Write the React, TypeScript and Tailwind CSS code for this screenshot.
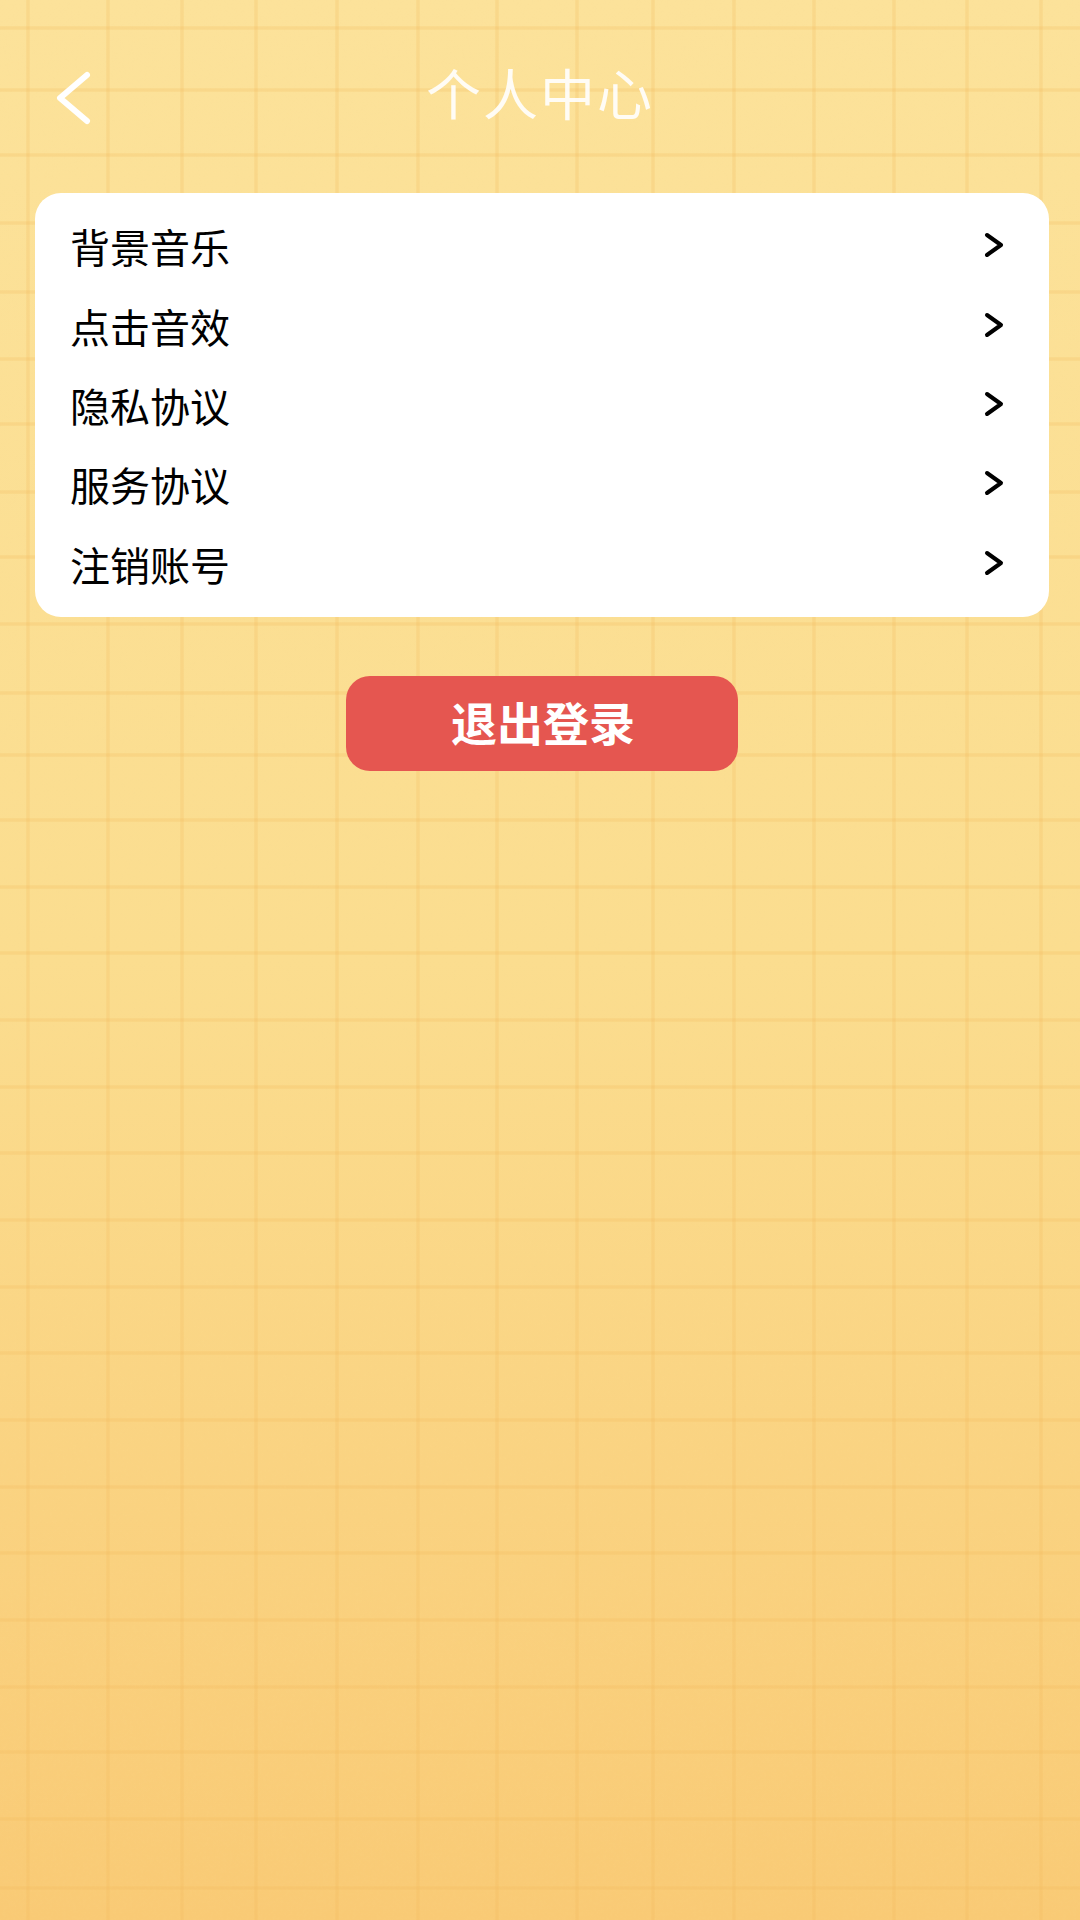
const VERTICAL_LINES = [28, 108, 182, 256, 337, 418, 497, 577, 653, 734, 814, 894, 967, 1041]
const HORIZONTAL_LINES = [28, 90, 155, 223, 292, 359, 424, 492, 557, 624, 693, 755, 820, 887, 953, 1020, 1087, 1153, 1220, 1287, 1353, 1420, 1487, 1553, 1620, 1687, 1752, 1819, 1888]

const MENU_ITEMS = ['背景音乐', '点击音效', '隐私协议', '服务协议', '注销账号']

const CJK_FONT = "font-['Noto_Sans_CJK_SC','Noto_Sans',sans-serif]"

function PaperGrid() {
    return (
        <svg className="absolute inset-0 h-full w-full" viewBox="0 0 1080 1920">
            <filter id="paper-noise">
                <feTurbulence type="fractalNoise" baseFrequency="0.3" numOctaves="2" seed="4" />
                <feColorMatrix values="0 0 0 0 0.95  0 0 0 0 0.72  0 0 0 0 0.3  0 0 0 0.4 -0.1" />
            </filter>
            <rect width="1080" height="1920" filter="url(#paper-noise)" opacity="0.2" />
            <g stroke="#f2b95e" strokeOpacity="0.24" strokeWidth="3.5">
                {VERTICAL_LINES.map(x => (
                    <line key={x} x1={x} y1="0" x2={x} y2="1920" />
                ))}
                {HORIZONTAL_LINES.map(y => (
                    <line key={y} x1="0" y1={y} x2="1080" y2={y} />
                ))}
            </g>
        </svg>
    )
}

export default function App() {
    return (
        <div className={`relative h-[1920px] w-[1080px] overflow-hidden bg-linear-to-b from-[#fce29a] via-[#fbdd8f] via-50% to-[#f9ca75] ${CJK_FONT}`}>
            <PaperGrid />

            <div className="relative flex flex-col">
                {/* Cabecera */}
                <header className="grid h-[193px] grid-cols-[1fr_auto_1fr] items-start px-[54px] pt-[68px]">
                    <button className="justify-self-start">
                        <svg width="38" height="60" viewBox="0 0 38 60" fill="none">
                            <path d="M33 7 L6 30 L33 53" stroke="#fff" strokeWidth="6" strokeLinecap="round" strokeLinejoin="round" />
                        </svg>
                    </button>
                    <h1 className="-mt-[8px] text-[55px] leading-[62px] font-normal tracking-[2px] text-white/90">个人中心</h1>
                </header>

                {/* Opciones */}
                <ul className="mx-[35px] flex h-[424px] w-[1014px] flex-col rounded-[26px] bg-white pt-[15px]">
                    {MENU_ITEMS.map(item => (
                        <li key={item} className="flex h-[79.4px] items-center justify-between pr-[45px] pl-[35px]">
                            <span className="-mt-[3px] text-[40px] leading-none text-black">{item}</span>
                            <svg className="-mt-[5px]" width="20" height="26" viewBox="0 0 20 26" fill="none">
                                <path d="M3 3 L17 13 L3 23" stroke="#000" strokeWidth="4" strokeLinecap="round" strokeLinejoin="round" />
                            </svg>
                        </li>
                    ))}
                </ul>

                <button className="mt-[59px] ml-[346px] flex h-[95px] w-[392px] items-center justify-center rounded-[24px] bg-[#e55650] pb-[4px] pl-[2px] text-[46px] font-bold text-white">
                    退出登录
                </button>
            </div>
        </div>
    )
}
● ● ● ● ●
* [THE REQUEST]:
Copy out every line of the material above exactly, skipping the pictures.

* [FINISHED ANSWER]:
Write the React, TypeScript and Tailwind CSS code for this screenshot.
const VERTICAL_LINES = [28, 108, 182, 256, 337, 418, 497, 577, 653, 734, 814, 894, 967, 1041]
const HORIZONTAL_LINES = [28, 90, 155, 223, 292, 359, 424, 492, 557, 624, 693, 755, 820, 887, 953, 1020, 1087, 1153, 1220, 1287, 1353, 1420, 1487, 1553, 1620, 1687, 1752, 1819, 1888]

const MENU_ITEMS = ['背景音乐', '点击音效', '隐私协议', '服务协议', '注销账号']

const CJK_FONT = "font-['Noto_Sans_CJK_SC','Noto_Sans',sans-serif]"

function PaperGrid() {
    return (
        <svg className="absolute inset-0 h-full w-full" viewBox="0 0 1080 1920">
            <filter id="paper-noise">
                <feTurbulence type="fractalNoise" baseFrequency="0.3" numOctaves="2" seed="4" />
                <feColorMatrix values="0 0 0 0 0.95  0 0 0 0 0.72  0 0 0 0 0.3  0 0 0 0.4 -0.1" />
            </filter>
            <rect width="1080" height="1920" filter="url(#paper-noise)" opacity="0.2" />
            <g stroke="#f2b95e" strokeOpacity="0.24" strokeWidth="3.5">
                {VERTICAL_LINES.map(x => (
                    <line key={x} x1={x} y1="0" x2={x} y2="1920" />
                ))}
                {HORIZONTAL_LINES.map(y => (
                    <line key={y} x1="0" y1={y} x2="1080" y2={y} />
                ))}
            </g>
        </svg>
    )
}

export default function App() {
    return (
        <div className={`relative h-[1920px] w-[1080px] overflow-hidden bg-linear-to-b from-[#fce29a] via-[#fbdd8f] via-50% to-[#f9ca75] ${CJK_FONT}`}>
            <PaperGrid />

            <div className="relative flex flex-col">
                {/* Cabecera */}
                <header className="grid h-[193px] grid-cols-[1fr_auto_1fr] items-start px-[54px] pt-[68px]">
                    <button className="justify-self-start">
                        <svg width="38" height="60" viewBox="0 0 38 60" fill="none">
                            <path d="M33 7 L6 30 L33 53" stroke="#fff" strokeWidth="6" strokeLinecap="round" strokeLinejoin="round" />
                        </svg>
                    </button>
                    <h1 className="-mt-[8px] text-[55px] leading-[62px] font-normal tracking-[2px] text-white/90">个人中心</h1>
                </header>

                {/* Opciones */}
                <ul className="mx-[35px] flex h-[424px] w-[1014px] flex-col rounded-[26px] bg-white pt-[15px]">
                    {MENU_ITEMS.map(item => (
                        <li key={item} className="flex h-[79.4px] items-center justify-between pr-[45px] pl-[35px]">
                            <span className="-mt-[3px] text-[40px] leading-none text-black">{item}</span>
                            <svg className="-mt-[5px]" width="20" height="26" viewBox="0 0 20 26" fill="none">
                                <path d="M3 3 L17 13 L3 23" stroke="#000" strokeWidth="4" strokeLinecap="round" strokeLinejoin="round" />
                            </svg>
                        </li>
                    ))}
                </ul>

                <button className="mt-[59px] ml-[346px] flex h-[95px] w-[392px] items-center justify-center rounded-[24px] bg-[#e55650] pb-[4px] pl-[2px] text-[46px] font-bold text-white">
                    退出登录
                </button>
            </div>
        </div>
    )
}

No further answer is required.